The Business Staffing Plan regime – compliance pressure on private sector employers to hire Caymanians irrespective of competitive outcomes – does not produce C-suite professionals. It produces compliance hires. And compliance hires harm the people they are supposed to help: placed in roles above their current capability, they struggle to perform and are permanently tagged in colleagues’ and clients’ eyes as regulatory appointments rather than merit ones. This poisons the well for every Caymanian who earned their position legitimately, because institutional clients cannot distinguish between the two categories once a preference regime is known to exist. In a jurisdiction of 40,000 Caymanians serving a global client base, that signal travels fast and sticks.
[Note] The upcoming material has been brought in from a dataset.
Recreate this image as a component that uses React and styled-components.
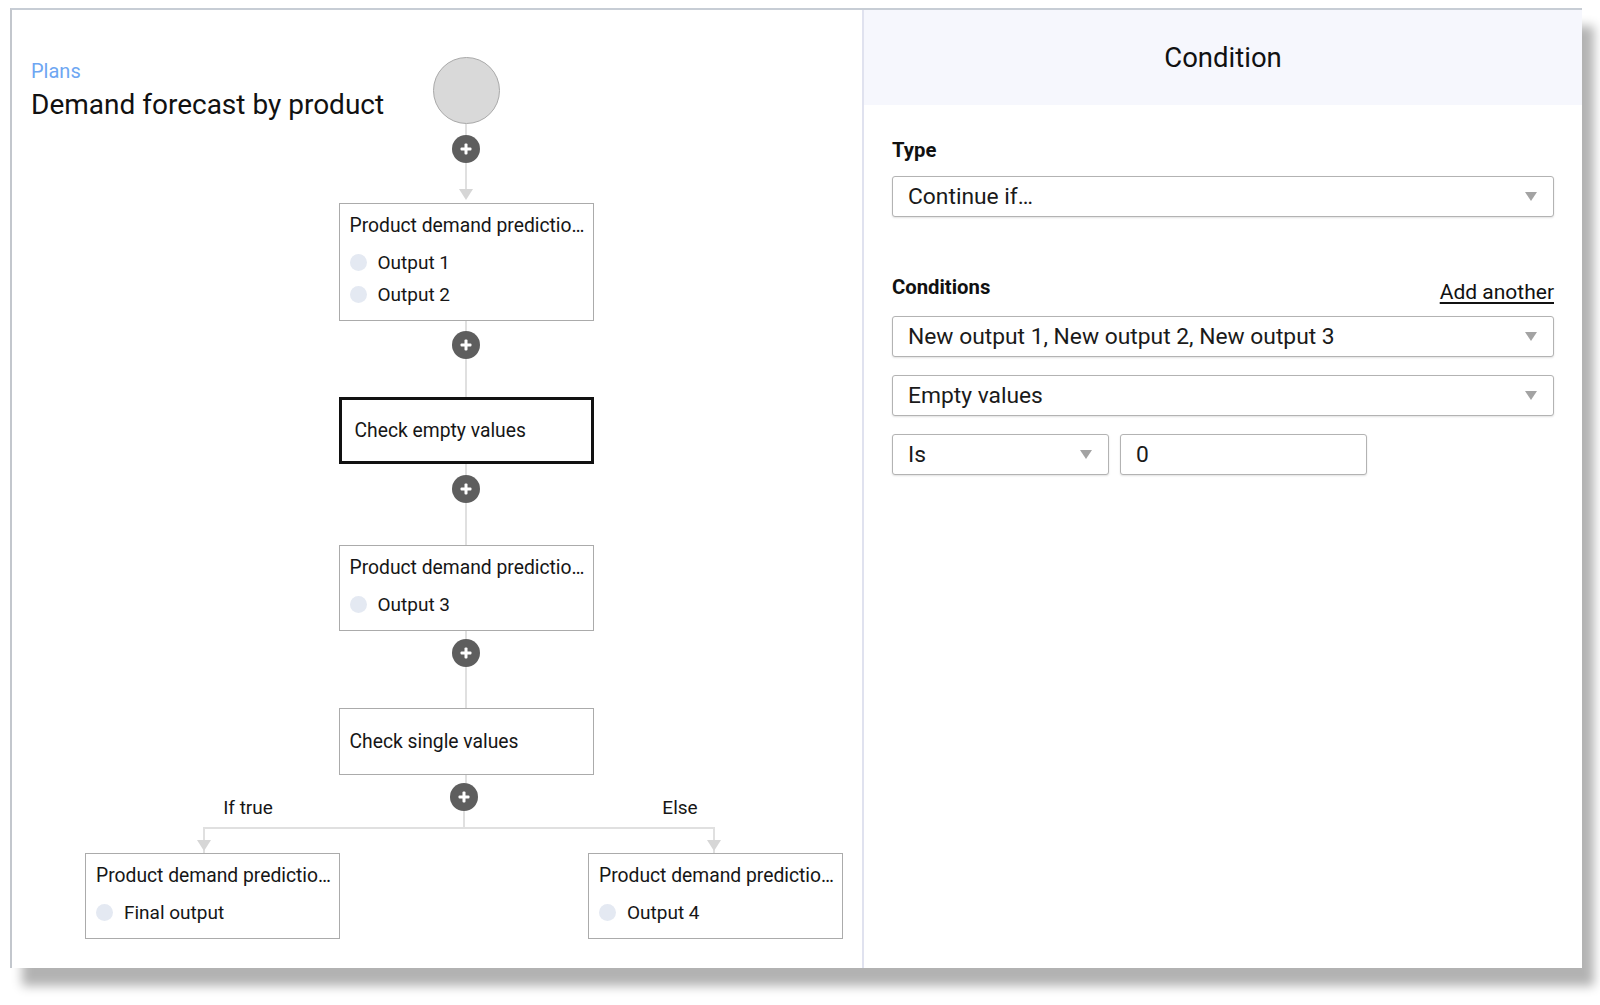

The scholarship programme is not closing the gap either. The Auditor General found CI$144 million spent on Caymanian employment programmes between 2019 and 2023 with no measurable impact on the unemployment rate. Funding non-vocational degrees at mid-tier universities does not produce competitive financial services professionals. It produces people with credentials that serious employers do not recognise, and then we blame the employers.
The answer is better inputs: scholarships conditional on STEM or professional degrees at Russell Group or Ivy League institutions only, followed by a mandatory three-year international secondment at a blue-chip firm in London, New York, or Hong Kong before return. A Caymanian who has survived three years at a serious firm in a competitive market is a fundamentally different proposition to an offshore employer than one trained entirely domestically. That is what C-suite formation actually requires. No accreditation framework or work permit condition replicates it.
Bermuda tried the BSP equivalent in 2001. It reversed the policy in 2013 after watching its talent base drain and its competitive position collapse. Cayman spent a decade benefiting from that mistake.
Andre might try to consider why. But then, that wouldn’t win votes by whipping up anti-expat hatred. I’ve advised my friends not to come to Cayman, and to look instead at Singapore, Hong Kong and Dubai (yes, Dubai with Iranian drone attacks is more attractive than Cayman under the NCFC regime).